Exercise details
Gather all lines in the entries that include the word "screenshot".

------

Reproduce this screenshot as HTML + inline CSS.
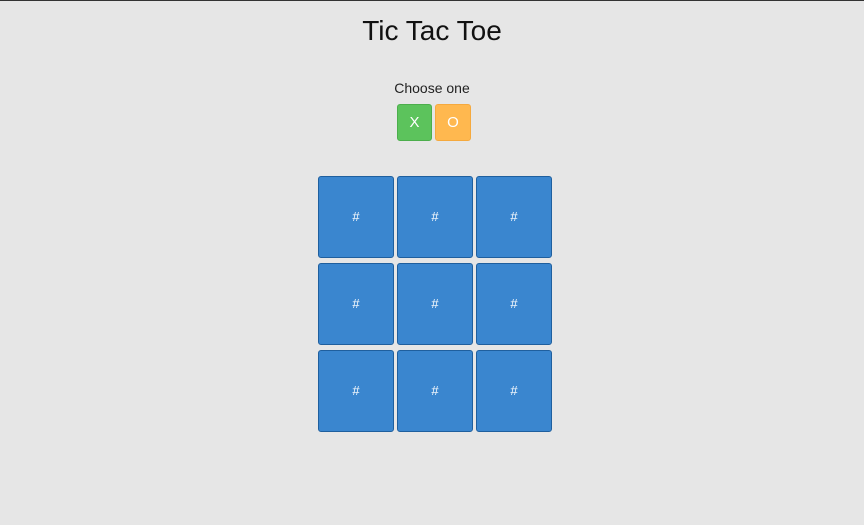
<!DOCTYPE html>
<html><head><style>
body{margin:0;width:864px;height:525px;background:#e6e6e6;font-family:"Liberation Sans",sans-serif;position:relative;overflow:hidden}
.top{position:absolute;top:0;left:0;width:864px;height:1px;background:#333}
h1{position:absolute;top:15px;left:0;width:864px;text-align:center;margin:0;font-size:28px;font-weight:normal;color:#111}
.c{position:absolute;top:80px;left:0;width:864px;text-align:center;font-size:14px;color:#222}
.b{position:absolute;top:104px;width:35px;height:37px;border-radius:3px;color:#fff;font-size:15px;line-height:35px;text-align:center;box-sizing:border-box}
.cell{position:absolute;width:76px;height:82px;background:#3a86cf;border:1px solid #1f5f9e;border-radius:3px;box-sizing:border-box;color:#fff;font-size:13px;text-align:center;line-height:80px}
</style></head><body>
<div class="top"></div>
<h1>Tic Tac Toe</h1>
<div class="c">Choose one</div>
<div class="b" style="left:397px;background:#5cc35c;border:1px solid #4cae4c">X</div>
<div class="b" style="left:435px;background:#ffb84f;border:1px solid #f5a93e;width:36px">O</div>
<div class="cell" style="left:318px;top:176px">#</div>
<div class="cell" style="left:397px;top:176px">#</div>
<div class="cell" style="left:476px;top:176px">#</div>
<div class="cell" style="left:318px;top:263px">#</div>
<div class="cell" style="left:397px;top:263px">#</div>
<div class="cell" style="left:476px;top:263px">#</div>
<div class="cell" style="left:318px;top:350px">#</div>
<div class="cell" style="left:397px;top:350px">#</div>
<div class="cell" style="left:476px;top:350px">#</div>
</body></html>
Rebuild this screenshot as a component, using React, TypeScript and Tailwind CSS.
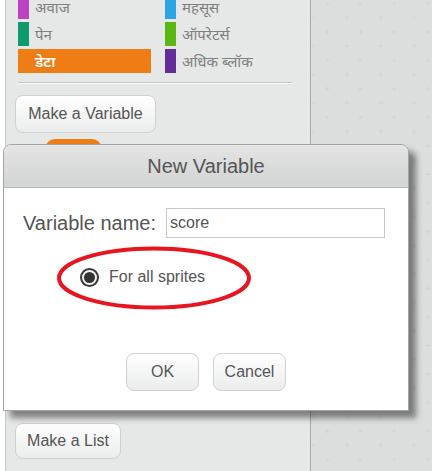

------

Solution to the problem
Reproduce this screenshot as HTML + inline CSS.
Rebuild this screenshot as a component, using React, TypeScript and Tailwind CSS.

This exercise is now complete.